Rows from a dataset:
....................

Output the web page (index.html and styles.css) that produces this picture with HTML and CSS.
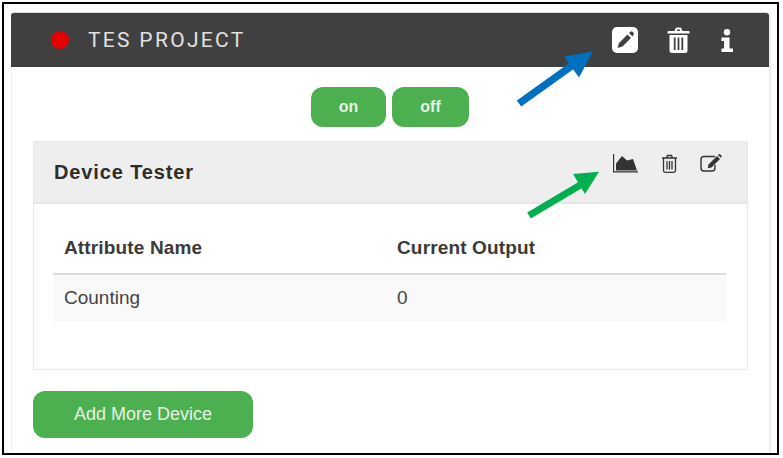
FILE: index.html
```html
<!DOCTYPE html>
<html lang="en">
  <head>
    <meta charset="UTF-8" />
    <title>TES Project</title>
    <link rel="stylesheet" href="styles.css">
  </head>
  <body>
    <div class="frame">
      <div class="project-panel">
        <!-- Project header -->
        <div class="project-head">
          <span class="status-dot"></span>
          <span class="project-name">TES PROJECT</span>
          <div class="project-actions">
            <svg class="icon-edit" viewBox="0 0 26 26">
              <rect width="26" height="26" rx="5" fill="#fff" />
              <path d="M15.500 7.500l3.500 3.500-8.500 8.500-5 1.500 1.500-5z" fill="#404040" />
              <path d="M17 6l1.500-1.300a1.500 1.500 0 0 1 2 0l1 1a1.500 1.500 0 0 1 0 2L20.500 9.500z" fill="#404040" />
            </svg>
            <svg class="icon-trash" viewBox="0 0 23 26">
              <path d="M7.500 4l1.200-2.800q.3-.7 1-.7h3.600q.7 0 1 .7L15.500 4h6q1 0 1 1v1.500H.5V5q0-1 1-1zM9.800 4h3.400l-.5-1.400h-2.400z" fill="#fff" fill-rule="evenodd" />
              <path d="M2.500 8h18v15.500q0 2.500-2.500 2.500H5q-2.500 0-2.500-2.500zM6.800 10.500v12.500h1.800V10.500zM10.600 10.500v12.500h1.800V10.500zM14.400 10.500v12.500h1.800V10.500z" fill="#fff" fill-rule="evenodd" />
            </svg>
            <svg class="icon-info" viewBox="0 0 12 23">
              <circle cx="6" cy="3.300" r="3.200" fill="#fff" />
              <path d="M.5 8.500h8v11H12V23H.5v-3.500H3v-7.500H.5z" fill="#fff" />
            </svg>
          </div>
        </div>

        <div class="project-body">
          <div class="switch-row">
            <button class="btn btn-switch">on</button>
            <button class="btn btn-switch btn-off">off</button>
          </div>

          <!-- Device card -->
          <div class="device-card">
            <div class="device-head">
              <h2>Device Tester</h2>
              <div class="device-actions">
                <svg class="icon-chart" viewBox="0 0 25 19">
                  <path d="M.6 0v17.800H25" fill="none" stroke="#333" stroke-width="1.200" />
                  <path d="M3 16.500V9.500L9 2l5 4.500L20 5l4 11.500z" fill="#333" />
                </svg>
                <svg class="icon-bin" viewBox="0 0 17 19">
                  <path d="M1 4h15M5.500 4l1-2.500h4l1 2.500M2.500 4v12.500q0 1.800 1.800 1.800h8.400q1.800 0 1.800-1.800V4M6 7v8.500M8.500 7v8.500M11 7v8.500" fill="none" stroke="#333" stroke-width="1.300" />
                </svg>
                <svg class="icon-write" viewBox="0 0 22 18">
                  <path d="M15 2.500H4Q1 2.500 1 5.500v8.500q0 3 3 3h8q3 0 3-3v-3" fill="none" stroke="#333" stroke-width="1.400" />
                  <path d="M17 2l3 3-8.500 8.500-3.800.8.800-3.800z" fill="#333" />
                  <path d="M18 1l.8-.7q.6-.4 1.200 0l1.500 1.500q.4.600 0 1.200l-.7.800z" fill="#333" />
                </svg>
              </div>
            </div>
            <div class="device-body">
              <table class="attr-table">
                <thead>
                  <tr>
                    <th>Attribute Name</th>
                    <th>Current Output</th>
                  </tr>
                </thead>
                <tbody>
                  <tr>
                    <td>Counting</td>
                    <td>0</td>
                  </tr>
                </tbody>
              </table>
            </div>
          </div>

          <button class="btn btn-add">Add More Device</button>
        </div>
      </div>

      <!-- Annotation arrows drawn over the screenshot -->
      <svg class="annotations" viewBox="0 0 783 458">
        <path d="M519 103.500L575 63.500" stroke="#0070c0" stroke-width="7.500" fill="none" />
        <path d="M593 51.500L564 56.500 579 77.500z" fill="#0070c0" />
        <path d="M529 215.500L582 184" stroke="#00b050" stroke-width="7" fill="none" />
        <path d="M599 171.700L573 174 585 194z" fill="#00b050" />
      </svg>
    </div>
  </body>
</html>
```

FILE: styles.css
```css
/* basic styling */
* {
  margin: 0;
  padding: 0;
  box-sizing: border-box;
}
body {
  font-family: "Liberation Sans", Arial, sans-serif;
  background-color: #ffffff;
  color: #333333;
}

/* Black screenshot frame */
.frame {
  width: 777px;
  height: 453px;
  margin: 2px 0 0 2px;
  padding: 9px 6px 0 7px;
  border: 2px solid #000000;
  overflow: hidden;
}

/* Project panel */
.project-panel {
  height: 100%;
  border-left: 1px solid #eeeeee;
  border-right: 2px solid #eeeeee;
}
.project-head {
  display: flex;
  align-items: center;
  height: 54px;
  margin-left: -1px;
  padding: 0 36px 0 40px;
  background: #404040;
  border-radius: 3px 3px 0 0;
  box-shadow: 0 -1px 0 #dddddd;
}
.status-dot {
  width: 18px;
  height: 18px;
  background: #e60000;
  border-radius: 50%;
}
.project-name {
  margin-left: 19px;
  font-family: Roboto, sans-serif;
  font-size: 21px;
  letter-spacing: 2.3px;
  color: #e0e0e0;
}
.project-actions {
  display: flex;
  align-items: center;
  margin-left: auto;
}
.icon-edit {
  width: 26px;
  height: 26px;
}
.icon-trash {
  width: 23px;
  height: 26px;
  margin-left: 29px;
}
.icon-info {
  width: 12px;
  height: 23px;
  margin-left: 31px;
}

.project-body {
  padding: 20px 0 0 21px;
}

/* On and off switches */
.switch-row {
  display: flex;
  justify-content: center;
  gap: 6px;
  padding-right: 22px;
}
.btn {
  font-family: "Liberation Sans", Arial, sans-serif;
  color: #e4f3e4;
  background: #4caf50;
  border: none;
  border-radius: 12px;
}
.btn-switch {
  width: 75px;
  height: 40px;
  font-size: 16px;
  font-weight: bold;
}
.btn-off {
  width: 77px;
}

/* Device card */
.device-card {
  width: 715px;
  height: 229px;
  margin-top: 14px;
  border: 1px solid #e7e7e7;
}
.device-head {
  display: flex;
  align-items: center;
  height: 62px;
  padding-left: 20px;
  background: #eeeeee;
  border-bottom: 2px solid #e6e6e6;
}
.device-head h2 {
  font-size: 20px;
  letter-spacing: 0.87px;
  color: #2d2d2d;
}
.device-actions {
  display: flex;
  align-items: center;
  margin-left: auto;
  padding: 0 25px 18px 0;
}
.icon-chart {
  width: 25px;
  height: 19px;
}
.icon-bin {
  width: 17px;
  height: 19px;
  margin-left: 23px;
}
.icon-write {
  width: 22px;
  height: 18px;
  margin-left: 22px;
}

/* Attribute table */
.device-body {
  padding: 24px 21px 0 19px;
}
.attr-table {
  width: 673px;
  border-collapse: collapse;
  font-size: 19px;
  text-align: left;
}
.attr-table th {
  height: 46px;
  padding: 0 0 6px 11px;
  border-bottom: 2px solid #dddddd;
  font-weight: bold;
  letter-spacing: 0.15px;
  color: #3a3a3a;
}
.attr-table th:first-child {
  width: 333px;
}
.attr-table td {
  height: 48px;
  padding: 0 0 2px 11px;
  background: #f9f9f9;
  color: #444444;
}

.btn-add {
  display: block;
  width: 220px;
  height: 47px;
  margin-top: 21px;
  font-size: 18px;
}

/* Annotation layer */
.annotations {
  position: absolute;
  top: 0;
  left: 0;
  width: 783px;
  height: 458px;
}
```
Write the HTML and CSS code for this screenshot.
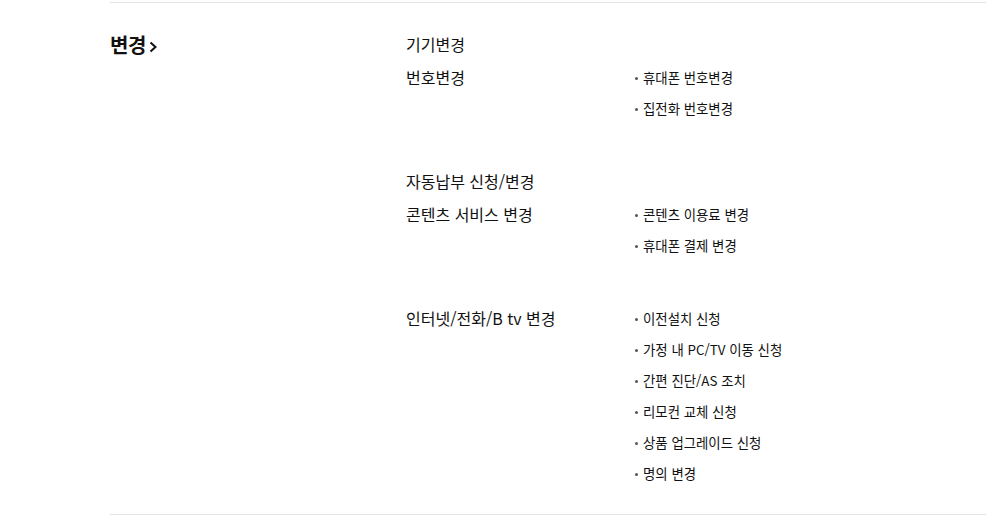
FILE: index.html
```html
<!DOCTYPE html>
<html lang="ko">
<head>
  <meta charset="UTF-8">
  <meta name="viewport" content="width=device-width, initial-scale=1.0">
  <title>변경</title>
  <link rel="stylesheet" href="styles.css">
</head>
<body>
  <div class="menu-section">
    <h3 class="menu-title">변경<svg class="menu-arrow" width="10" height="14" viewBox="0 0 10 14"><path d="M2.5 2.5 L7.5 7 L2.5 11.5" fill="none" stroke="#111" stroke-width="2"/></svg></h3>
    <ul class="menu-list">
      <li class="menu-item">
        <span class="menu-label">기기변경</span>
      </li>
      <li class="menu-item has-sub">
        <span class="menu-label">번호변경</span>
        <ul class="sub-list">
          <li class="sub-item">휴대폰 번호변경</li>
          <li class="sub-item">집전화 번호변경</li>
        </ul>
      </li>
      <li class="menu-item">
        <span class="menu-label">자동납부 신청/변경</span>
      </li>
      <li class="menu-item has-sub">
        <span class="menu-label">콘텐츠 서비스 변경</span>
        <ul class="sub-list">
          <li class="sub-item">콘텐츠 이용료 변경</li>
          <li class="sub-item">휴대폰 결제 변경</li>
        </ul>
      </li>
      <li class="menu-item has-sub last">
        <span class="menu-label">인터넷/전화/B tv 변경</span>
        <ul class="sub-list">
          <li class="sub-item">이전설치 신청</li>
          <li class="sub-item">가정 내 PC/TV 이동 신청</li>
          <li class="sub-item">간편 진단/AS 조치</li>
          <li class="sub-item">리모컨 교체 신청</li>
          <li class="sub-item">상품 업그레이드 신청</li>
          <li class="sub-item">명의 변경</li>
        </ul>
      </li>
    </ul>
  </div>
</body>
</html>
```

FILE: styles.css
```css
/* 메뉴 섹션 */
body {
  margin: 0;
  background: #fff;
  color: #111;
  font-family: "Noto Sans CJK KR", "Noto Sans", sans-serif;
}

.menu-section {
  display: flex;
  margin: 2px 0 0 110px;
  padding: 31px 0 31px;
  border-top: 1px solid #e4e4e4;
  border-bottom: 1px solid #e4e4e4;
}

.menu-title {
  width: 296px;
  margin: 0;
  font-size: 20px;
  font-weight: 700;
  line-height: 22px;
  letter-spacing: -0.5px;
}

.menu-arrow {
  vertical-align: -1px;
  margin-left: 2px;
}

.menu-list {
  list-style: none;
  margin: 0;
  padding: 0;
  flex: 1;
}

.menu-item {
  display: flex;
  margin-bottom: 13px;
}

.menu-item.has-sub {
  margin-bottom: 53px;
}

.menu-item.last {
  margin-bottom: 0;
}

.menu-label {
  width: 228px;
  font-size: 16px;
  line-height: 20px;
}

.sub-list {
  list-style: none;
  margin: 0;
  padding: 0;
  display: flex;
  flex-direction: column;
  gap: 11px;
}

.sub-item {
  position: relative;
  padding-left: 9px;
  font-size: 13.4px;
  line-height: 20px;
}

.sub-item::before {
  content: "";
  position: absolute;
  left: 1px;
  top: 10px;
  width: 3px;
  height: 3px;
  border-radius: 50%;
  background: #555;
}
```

....................

- [What is being asked] Copy down every line of the entries containing the word "this".

- [Exercise answer]
Output the web page (index.html and styles.css) that produces this picture with HTML and CSS.
Write the HTML and CSS code for this screenshot.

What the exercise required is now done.